Sample dataset #

The sample dataset provides data in a number of smaller tables that represent an organization, employer, and related data. The following tables are available in the demo schema of the catalog:

  • current_dept_emp
  • departments
  • dept_emp
  • dept_emp_latest_date
  • dept_manager
  • employees
  • salaries
  • titles

Configure a catalog #

To create a catalog with the sample dataset, select Catalogs in the main navigation and click Configure a catalog. Click on the Sample dataset button in the Select a dataset section.

Select a cloud provider #

The Cloud provider configuration is necessary to allow Starburst Galaxy to correctly match catalogs and clusters.

The data source configured in a catalog, and the cluster must operate in the same cloud provider and region for performance and costs reasons.

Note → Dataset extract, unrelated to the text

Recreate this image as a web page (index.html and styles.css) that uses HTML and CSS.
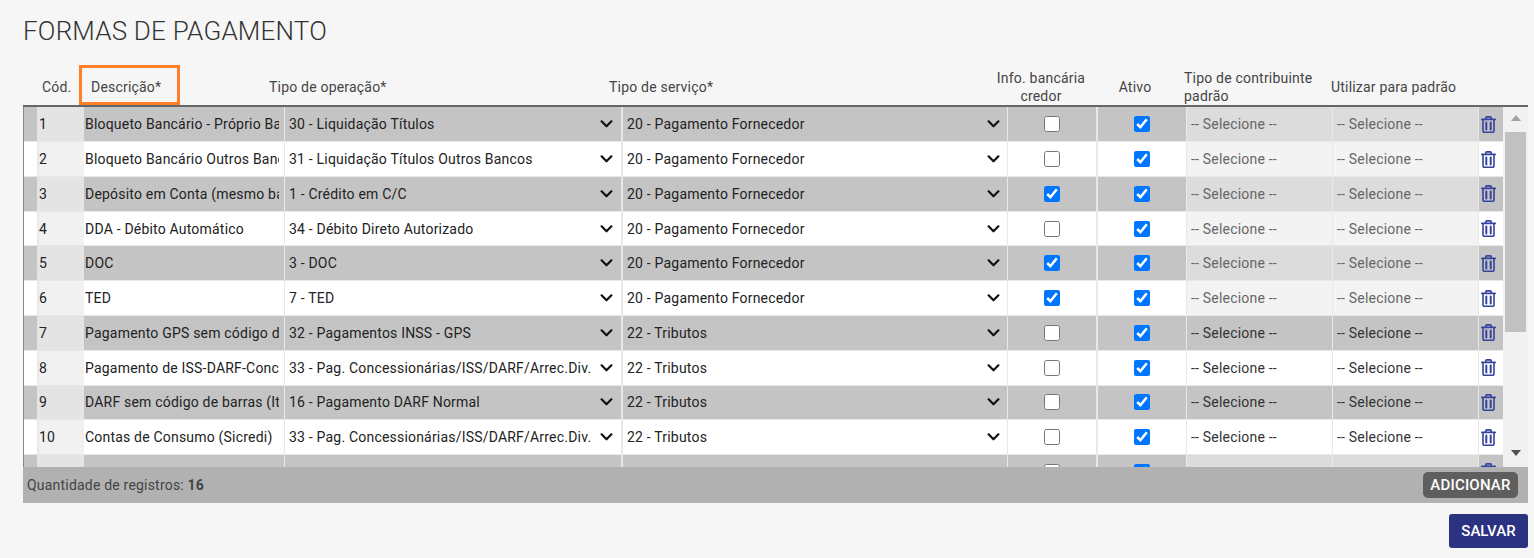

Define catalog name and description #

The Name of the catalog is visible in Query editor and other clients. It is used to identify the catalog when writing SQL or showing the catalog and nested schemas and tables in client applications.

The name is displayed in Query editor, and when running a SHOW CATALOGS. It is used to fully qualify the name of any table in SQL queries following the catalogname.schemaname.tablename syntax. For example, you can run the following query in the demo cluster without setting any context of catalog or schema.

SELECT * FROM tpch.sf1.nation;

The Description is a short, optional paragraph that provides more details about the catalog than the name alone. It appears in the user interface and can help other users to determine what data can be accessed with the catalog.

Region #

The Region of the dataset catalog determines in which cloud region of a specific cloud provider the data is stored. Choose the same region as the cluster in which you want to use the dataset from the drop down.

Save the catalog #

Click the Save catalog button, and proceed to add the catalog to a cluster to be able to query the data source.